[Entries with page source code]
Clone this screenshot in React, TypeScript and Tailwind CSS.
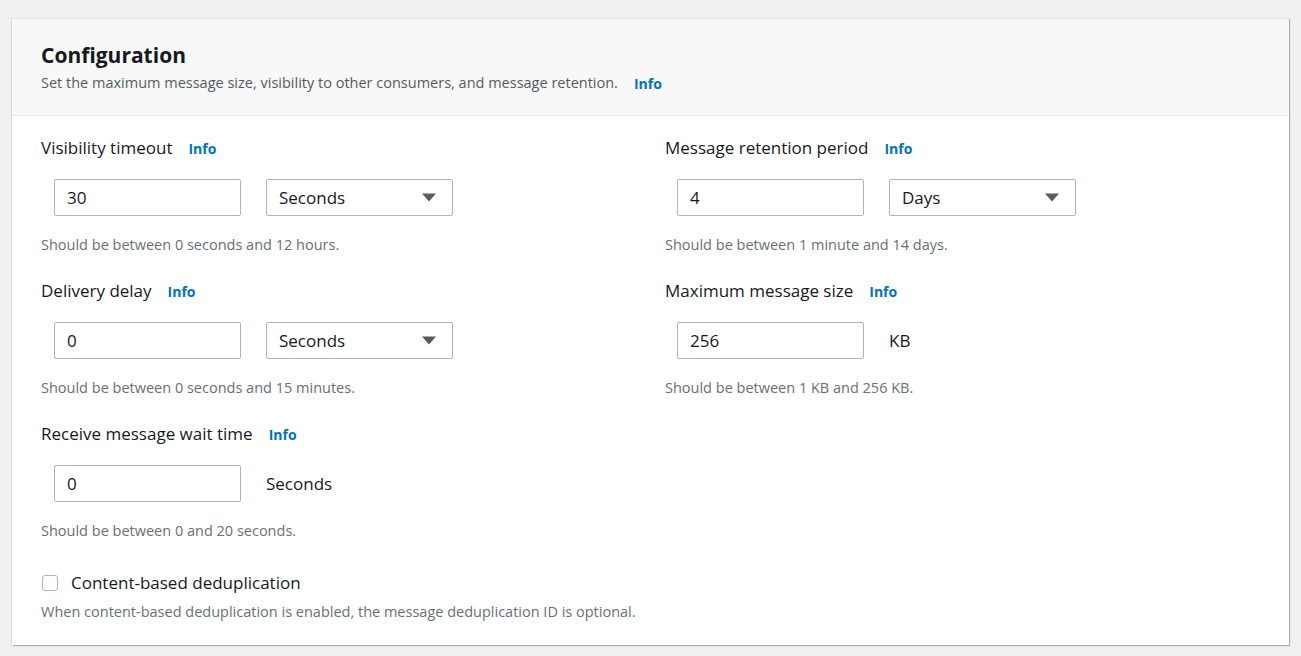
import React from 'react';

const font = { fontFamily: '"Open Sans", "Noto Sans", Arial, sans-serif' };

function Info() {
  return <span className="ml-[16px] text-[14px] font-bold text-[#0073bb]">Info</span>;
}

function Caret() {
  return (
    <svg width="14" height="9" viewBox="0 0 14 9" className="shrink-0">
      <path d="M0 0.5 L14 0.5 L7 8.5 Z" fill="#545b64" />
    </svg>
  );
}

interface FieldProps {
  label: string;
  value: string;
  unit: string;
  select?: boolean;
  hint: string;
  indent: string;
}

function Field({ label, value, unit, select, hint, indent }: FieldProps) {
  return (
    <div className="flex flex-col">
      <div className="flex items-center h-6 text-[17px] text-[#16191f]">
        {label}
        <Info />
      </div>
      <div className={`mt-[19px] flex items-center gap-[25px] ${indent}`}>
        <div className="w-[187px] h-[37px] border border-[#aab7b8] rounded-[2px] flex items-center px-3 text-[17px] text-[#16191f] bg-white">
          {value}
        </div>
        {select ? (
          <div className="w-[187px] h-[37px] border border-[#aab7b8] rounded-[2px] flex items-center justify-between pl-3 pr-4 text-[17px] text-[#16191f] bg-white">
            <span>{unit}</span>
            <Caret />
          </div>
        ) : (
          <span className="text-[17px] text-[#16191f]">{unit}</span>
        )}
      </div>
      <div className="mt-[19px] h-5 flex items-center text-[14.5px] text-[#687078]">{hint}</div>
    </div>
  );
}

export default function App() {
  return (
    <div className="min-h-[656px] bg-[#f0f0f0] pt-[18px] px-[12px] pb-[11px]" style={font}>
      <div className="bg-white border-t border-[#e6e6e6] shadow-[1px_1px_1px_0_rgba(0,28,36,0.3),-1px_0_0_0_rgba(0,28,36,0.1)]">
        <div className="bg-[#f7f8f7] border-b border-[#e6e8e8] px-[29px] pt-[22px] pb-[19px]">
          <h2 className="text-[21px] leading-7 font-bold text-[#16191f]">Configuration</h2>
          <p className="mt-[1px] h-[26px] flex items-center text-[14.5px] text-[#545b64]">
            Set the maximum message size, visibility to other consumers, and message retention.
            <Info />
          </p>
        </div>
        <div className="px-[29px] pt-[20px] pb-[23px]">
          <div className="grid grid-cols-2 gap-x-[29px] gap-y-[24px]">
            <Field indent="pl-[13px]" label="Visibility timeout" value="30" unit="Seconds" select hint="Should be between 0 seconds and 12 hours." />
            <Field indent="pl-[12px]" label="Message retention period" value="4" unit="Days" select hint="Should be between 1 minute and 14 days." />
            <Field indent="pl-[13px]" label="Delivery delay" value="0" unit="Seconds" select hint="Should be between 0 seconds and 15 minutes." />
            <Field indent="pl-[12px]" label="Maximum message size" value="256" unit="KB" hint="Should be between 1 KB and 256 KB." />
            <Field indent="pl-[13px]" label="Receive message wait time" value="0" unit="Seconds" hint="Should be between 0 and 20 seconds." />
          </div>
          <label className="mt-[30px] flex items-center h-6 gap-[13px] text-[17px] text-[#16191f]">
            <span className="ml-[1px] w-4 h-4 border border-[#aab7b8] rounded-[3px] bg-white" />
            Content-based deduplication
          </label>
          <div className="mt-[7px] h-5 flex items-center text-[14.5px] text-[#687078]">
            When content-based deduplication is enabled, the message deduplication ID is optional.
          </div>
        </div>
      </div>
    </div>
  );
}
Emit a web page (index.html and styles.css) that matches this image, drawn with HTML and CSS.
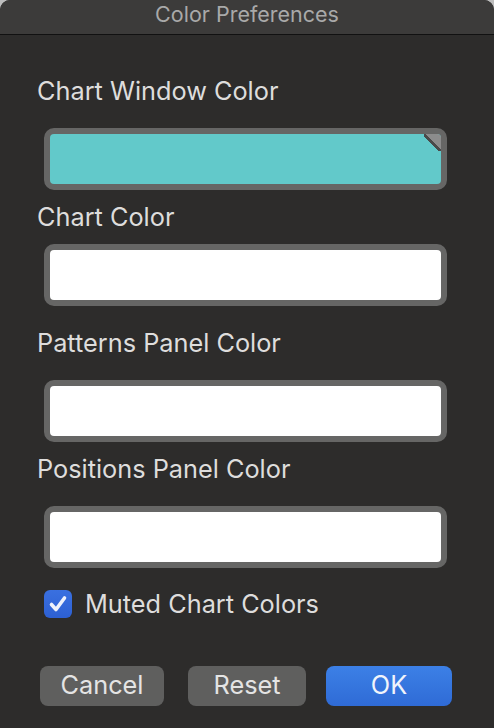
FILE: index.html
```html
<!DOCTYPE html>
<html>
<head>
<meta charset="utf-8">
<link rel="stylesheet" href="styles.css">
</head>
<body>
<div class="window">
  <div class="titlebar">Color Preferences</div>
  <div class="content">
    <div class="label l1">Chart Window Color</div>
    <div class="well w1"><div class="swatch cyan"><span class="corner"></span></div></div>
    <div class="label l2">Chart Color</div>
    <div class="well w2"><div class="swatch"></div></div>
    <div class="label l3">Patterns Panel Color</div>
    <div class="well w3"><div class="swatch"></div></div>
    <div class="label l4">Positions Panel Color</div>
    <div class="well w4"><div class="swatch"></div></div>
    <label class="check">
      <span class="box"><svg viewBox="0 0 28 28" width="28" height="28"><path d="M7.5 14.5 L12 19.5 L20.5 8" fill="none" stroke="#eef1fb" stroke-width="3.6" stroke-linecap="round" stroke-linejoin="round"/></svg></span>
      <span class="check-text">Muted Chart Colors</span>
    </label>
    <div class="buttons">
      <button class="btn cancel">Cancel</button>
      <button class="btn reset">Reset</button>
      <button class="btn ok">OK</button>
    </div>
  </div>
</div>
</body>
</html>
```
FILE: styles.css
```css
html, body {
  margin: 0;
  padding: 0;
  background: #bdbdbd;
}
body {
  width: 494px;
  height: 728px;
  overflow: hidden;
  font-family: Inter, "Liberation Sans", sans-serif;
}
.window {
  width: 494px;
  height: 728px;
  background: #2d2c2b;
  border-radius: 10px 10px 0 0;
  overflow: hidden;
}
.titlebar {
  height: 34px;
  background: #3c3b3a;
  border-bottom: 1px solid #111;
  color: #a9a9a9;
  font-size: 21.5px;
  line-height: 28px;
  text-align: center;
}
.content {
  display: flex;
  flex-direction: column;
  padding: 0 0 0 37px;
}
.label {
  color: #dedddc;
  font-size: 25.3px;
  line-height: 30px;
  height: 30px;
}
.l1 { margin-top: 41px; }
.l2 { margin-top: 12px; }
.l3 { margin-top: 22px; }
.l4 { margin-top: 12px; }
.well {
  margin-left: 7px;
  width: 391px;
  height: 50px;
  border: 6px solid #666665;
  border-radius: 10px;
  background: #666665;
}
.w1 { margin-top: 22px; }
.w2 { margin-top: 12px; }
.w3 { margin-top: 22px; }
.w4 { margin-top: 22px; }
.swatch {
  height: 50px;
  background: #fff;
  border-radius: 4px;
  position: relative;
  overflow: hidden;
}
.swatch.cyan {
  background: #62c9ca;
}
.corner {
  position: absolute;
  top: 0;
  right: 0;
  width: 17px;
  height: 17px;
  background: linear-gradient(to bottom left, #8c8c8c 0, #8c8c8c 46%, #4a4a4a 46%, #4a4a4a 57%, transparent 57%);
}
.check {
  display: flex;
  align-items: center;
  height: 30px;
  margin-top: 21px;
  margin-left: 7px;
}
.box {
  width: 28px;
  height: 28px;
  border-radius: 6px;
  background: linear-gradient(#3a70e0, #2d60d3);
  display: flex;
  align-items: center;
  justify-content: center;
}
.box svg {
  width: 28px;
  height: 28px;
}
.check-text {
  margin-left: 13px;
  color: #dedddc;
  font-size: 25.3px;
  line-height: 30px;
}
.buttons {
  display: flex;
  margin-top: 47px;
  margin-left: 3px;
}
.btn {
  height: 40px;
  border: none;
  border-radius: 8px;
  color: #e4e4e4;
  font-family: Inter, "Liberation Sans", sans-serif;
  font-size: 25.3px;
  padding: 0 0 3px 0;
  background: #5f5f5e;
}
.cancel { width: 124px; }
.reset { width: 118px; margin-left: 24px; }
.ok {
  width: 126px;
  margin-left: 20px;
  background: linear-gradient(#3c80e6, #2f6bd6);
  color: #f0f4fb;
}
```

◆ **Task goal**:
Could you reproduce every record above exactly, leaving out the pictures?

◆ **Worked answer**:
Clone this screenshot in React, TypeScript and Tailwind CSS.
import React from 'react';

const font = { fontFamily: '"Open Sans", "Noto Sans", Arial, sans-serif' };

function Info() {
  return <span className="ml-[16px] text-[14px] font-bold text-[#0073bb]">Info</span>;
}

function Caret() {
  return (
    <svg width="14" height="9" viewBox="0 0 14 9" className="shrink-0">
      <path d="M0 0.5 L14 0.5 L7 8.5 Z" fill="#545b64" />
    </svg>
  );
}

interface FieldProps {
  label: string;
  value: string;
  unit: string;
  select?: boolean;
  hint: string;
  indent: string;
}

function Field({ label, value, unit, select, hint, indent }: FieldProps) {
  return (
    <div className="flex flex-col">
      <div className="flex items-center h-6 text-[17px] text-[#16191f]">
        {label}
        <Info />
      </div>
      <div className={`mt-[19px] flex items-center gap-[25px] ${indent}`}>
        <div className="w-[187px] h-[37px] border border-[#aab7b8] rounded-[2px] flex items-center px-3 text-[17px] text-[#16191f] bg-white">
          {value}
        </div>
        {select ? (
          <div className="w-[187px] h-[37px] border border-[#aab7b8] rounded-[2px] flex items-center justify-between pl-3 pr-4 text-[17px] text-[#16191f] bg-white">
            <span>{unit}</span>
            <Caret />
          </div>
        ) : (
          <span className="text-[17px] text-[#16191f]">{unit}</span>
        )}
      </div>
      <div className="mt-[19px] h-5 flex items-center text-[14.5px] text-[#687078]">{hint}</div>
    </div>
  );
}

export default function App() {
  return (
    <div className="min-h-[656px] bg-[#f0f0f0] pt-[18px] px-[12px] pb-[11px]" style={font}>
      <div className="bg-white border-t border-[#e6e6e6] shadow-[1px_1px_1px_0_rgba(0,28,36,0.3),-1px_0_0_0_rgba(0,28,36,0.1)]">
        <div className="bg-[#f7f8f7] border-b border-[#e6e8e8] px-[29px] pt-[22px] pb-[19px]">
          <h2 className="text-[21px] leading-7 font-bold text-[#16191f]">Configuration</h2>
          <p className="mt-[1px] h-[26px] flex items-center text-[14.5px] text-[#545b64]">
            Set the maximum message size, visibility to other consumers, and message retention.
            <Info />
          </p>
        </div>
        <div className="px-[29px] pt-[20px] pb-[23px]">
          <div className="grid grid-cols-2 gap-x-[29px] gap-y-[24px]">
            <Field indent="pl-[13px]" label="Visibility timeout" value="30" unit="Seconds" select hint="Should be between 0 seconds and 12 hours." />
            <Field indent="pl-[12px]" label="Message retention period" value="4" unit="Days" select hint="Should be between 1 minute and 14 days." />
            <Field indent="pl-[13px]" label="Delivery delay" value="0" unit="Seconds" select hint="Should be between 0 seconds and 15 minutes." />
            <Field indent="pl-[12px]" label="Maximum message size" value="256" unit="KB" hint="Should be between 1 KB and 256 KB." />
            <Field indent="pl-[13px]" label="Receive message wait time" value="0" unit="Seconds" hint="Should be between 0 and 20 seconds." />
          </div>
          <label className="mt-[30px] flex items-center h-6 gap-[13px] text-[17px] text-[#16191f]">
            <span className="ml-[1px] w-4 h-4 border border-[#aab7b8] rounded-[3px] bg-white" />
            Content-based deduplication
          </label>
          <div className="mt-[7px] h-5 flex items-center text-[14.5px] text-[#687078]">
            When content-based deduplication is enabled, the message deduplication ID is optional.
          </div>
        </div>
      </div>
    </div>
  );
}
Emit a web page (index.html and styles.css) that matches this image, drawn with HTML and CSS.
FILE: index.html
```html
<!DOCTYPE html>
<html>
<head>
<meta charset="utf-8">
<link rel="stylesheet" href="styles.css">
</head>
<body>
<div class="window">
  <div class="titlebar">Color Preferences</div>
  <div class="content">
    <div class="label l1">Chart Window Color</div>
    <div class="well w1"><div class="swatch cyan"><span class="corner"></span></div></div>
    <div class="label l2">Chart Color</div>
    <div class="well w2"><div class="swatch"></div></div>
    <div class="label l3">Patterns Panel Color</div>
    <div class="well w3"><div class="swatch"></div></div>
    <div class="label l4">Positions Panel Color</div>
    <div class="well w4"><div class="swatch"></div></div>
    <label class="check">
      <span class="box"><svg viewBox="0 0 28 28" width="28" height="28"><path d="M7.5 14.5 L12 19.5 L20.5 8" fill="none" stroke="#eef1fb" stroke-width="3.6" stroke-linecap="round" stroke-linejoin="round"/></svg></span>
      <span class="check-text">Muted Chart Colors</span>
    </label>
    <div class="buttons">
      <button class="btn cancel">Cancel</button>
      <button class="btn reset">Reset</button>
      <button class="btn ok">OK</button>
    </div>
  </div>
</div>
</body>
</html>
```
FILE: styles.css
```css
html, body {
  margin: 0;
  padding: 0;
  background: #bdbdbd;
}
body {
  width: 494px;
  height: 728px;
  overflow: hidden;
  font-family: Inter, "Liberation Sans", sans-serif;
}
.window {
  width: 494px;
  height: 728px;
  background: #2d2c2b;
  border-radius: 10px 10px 0 0;
  overflow: hidden;
}
.titlebar {
  height: 34px;
  background: #3c3b3a;
  border-bottom: 1px solid #111;
  color: #a9a9a9;
  font-size: 21.5px;
  line-height: 28px;
  text-align: center;
}
.content {
  display: flex;
  flex-direction: column;
  padding: 0 0 0 37px;
}
.label {
  color: #dedddc;
  font-size: 25.3px;
  line-height: 30px;
  height: 30px;
}
.l1 { margin-top: 41px; }
.l2 { margin-top: 12px; }
.l3 { margin-top: 22px; }
.l4 { margin-top: 12px; }
.well {
  margin-left: 7px;
  width: 391px;
  height: 50px;
  border: 6px solid #666665;
  border-radius: 10px;
  background: #666665;
}
.w1 { margin-top: 22px; }
.w2 { margin-top: 12px; }
.w3 { margin-top: 22px; }
.w4 { margin-top: 22px; }
.swatch {
  height: 50px;
  background: #fff;
  border-radius: 4px;
  position: relative;
  overflow: hidden;
}
.swatch.cyan {
  background: #62c9ca;
}
.corner {
  position: absolute;
  top: 0;
  right: 0;
  width: 17px;
  height: 17px;
  background: linear-gradient(to bottom left, #8c8c8c 0, #8c8c8c 46%, #4a4a4a 46%, #4a4a4a 57%, transparent 57%);
}
.check {
  display: flex;
  align-items: center;
  height: 30px;
  margin-top: 21px;
  margin-left: 7px;
}
.box {
  width: 28px;
  height: 28px;
  border-radius: 6px;
  background: linear-gradient(#3a70e0, #2d60d3);
  display: flex;
  align-items: center;
  justify-content: center;
}
.box svg {
  width: 28px;
  height: 28px;
}
.check-text {
  margin-left: 13px;
  color: #dedddc;
  font-size: 25.3px;
  line-height: 30px;
}
.buttons {
  display: flex;
  margin-top: 47px;
  margin-left: 3px;
}
.btn {
  height: 40px;
  border: none;
  border-radius: 8px;
  color: #e4e4e4;
  font-family: Inter, "Liberation Sans", sans-serif;
  font-size: 25.3px;
  padding: 0 0 3px 0;
  background: #5f5f5e;
}
.cancel { width: 124px; }
.reset { width: 118px; margin-left: 24px; }
.ok {
  width: 126px;
  margin-left: 20px;
  background: linear-gradient(#3c80e6, #2f6bd6);
  color: #f0f4fb;
}
```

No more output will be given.